Unredacted versions of two of these motions have been filed under seal with this Court's leave at D.E. 259 and 268.

I. BACKGROUND

This is a shareholder derivative action in which two minority shareholders have sued current and former directors of Eastern National Bank, N.A. (the “Bank”) for breaches of their fiduciary duties of care and loyalty. We have reached the summary judgment phase of the case. Accordingly, Plaintiffs have moved for partial summary judgment on nine of Defendants' affirmative defenses. Defendants likewise have moved for summary judgment on the claims alleged against them, and Defendant Ferreira has separately moved for summary judgment under a few different theories due to the fact that he did not join the Bank until October 2019 -months (and occasionally years) after some of the conduct alleged in Plaintiffs' complaint. Each argument will be explored in turn.

II. ANALYSIS

“The court shall grant summary judgment if the movant shows that there is no genuine dispute as to any material fact and the movant is entitled to judgment as a matter of law.” FED. R. CIV. P. 56(a).

A party asserting that a fact cannot be or is genuinely disputed must support the assertion by: (A) citing to particular parts of materials in the record, including depositions, documents, electronically stored information, affidavits or declarations, stipulations (including those made for purposes of the motion only), admissions, interrogatory answers, or other materials; or (B) showing that materials cited do not establish the absence or presence of a genuine dispute, or that an adverse party cannot produce admissible evidence to support the fact.
FED. R. CIV. P. 56(c)(1). “On summary judgment the inferences to be drawn from the underlying facts must be viewed in the light most favorable to the party opposing the motion.” Matsushita Electric Indus. Co. v. Zenith Radio Corp., 475 U.S. 574, 597 (1986).
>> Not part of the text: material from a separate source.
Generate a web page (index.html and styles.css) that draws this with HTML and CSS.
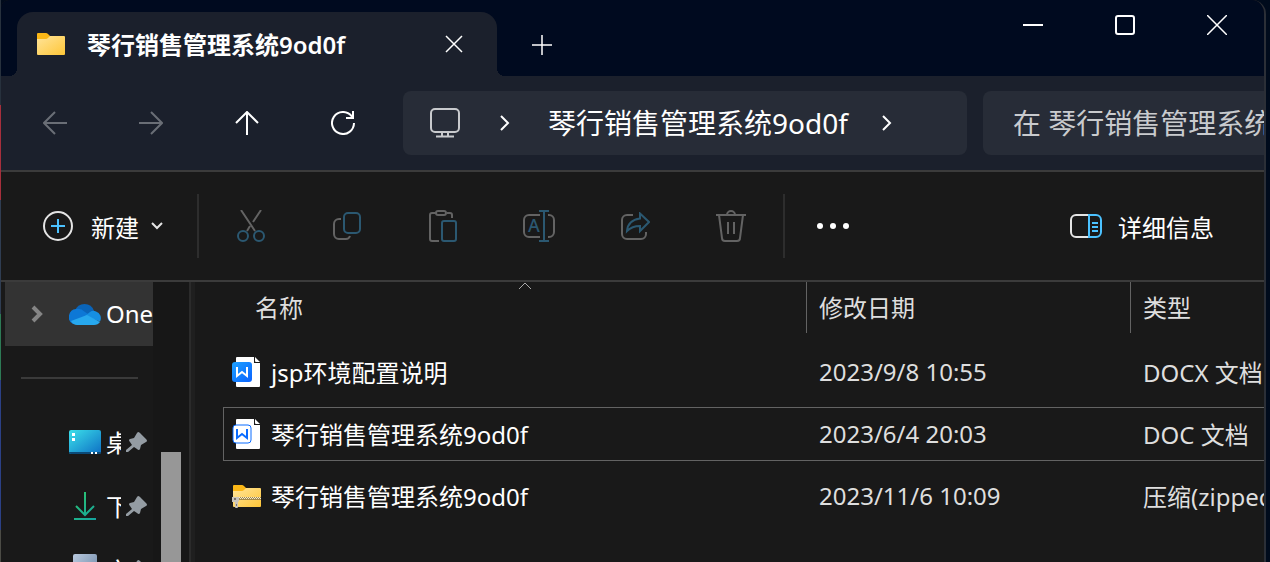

In opposing a motion for summary judgment, the nonmoving party may not rely solely on the pleadings, but must show by affidavits, depositions, answers to interrogatories, and admissions that specific facts exist demonstrating a genuine issue for trial. See FED. R. CIV. P. 56(c); Celotex Corp. v. Catrett, 477 U.S. 317, 323B24 (1986). The existence of a mere “scintilla” of evidence in support of the nonmovant's position is insufficient; there must be evidence on which the jury could reasonably find for the nonmovant. See Anderson v. Liberty Lobby, Inc., 477 U.S. 242, 252 (1986). “A court need not permit a case to go to a jury . . . when the inferences that are drawn from the evidence, or upon which the non-movant relies, are ‘implausible.'” Mize v. Jefferson City Bd. Of Educ., 93 F.3d 739, 743 (11th Cir. 1996) (citing Matsushita, 475 U.S. at 592-94).

At the summary judgment stage, the Court's function is not to “weigh the evidence and determine the truth of the matter but to determine whether there is a genuine issue for trial.” Anderson, 477 U.S. at 249. In making this determination, the Court must decide which issues are material. A material fact is one that might affect the outcome of the case. See id. at 248 (“Only disputes over facts that might affect the outcome of the suit under the governing law will properly preclude the entry of summary judgment. Factual disputes that are irrelevant or unnecessary will not be counted.”). “Summary judgment will not lie if the dispute about a material fact is ‘genuine,' that is, if the evidence is such that a reasonable jury could return a verdict for the nonmoving party.” Ibid.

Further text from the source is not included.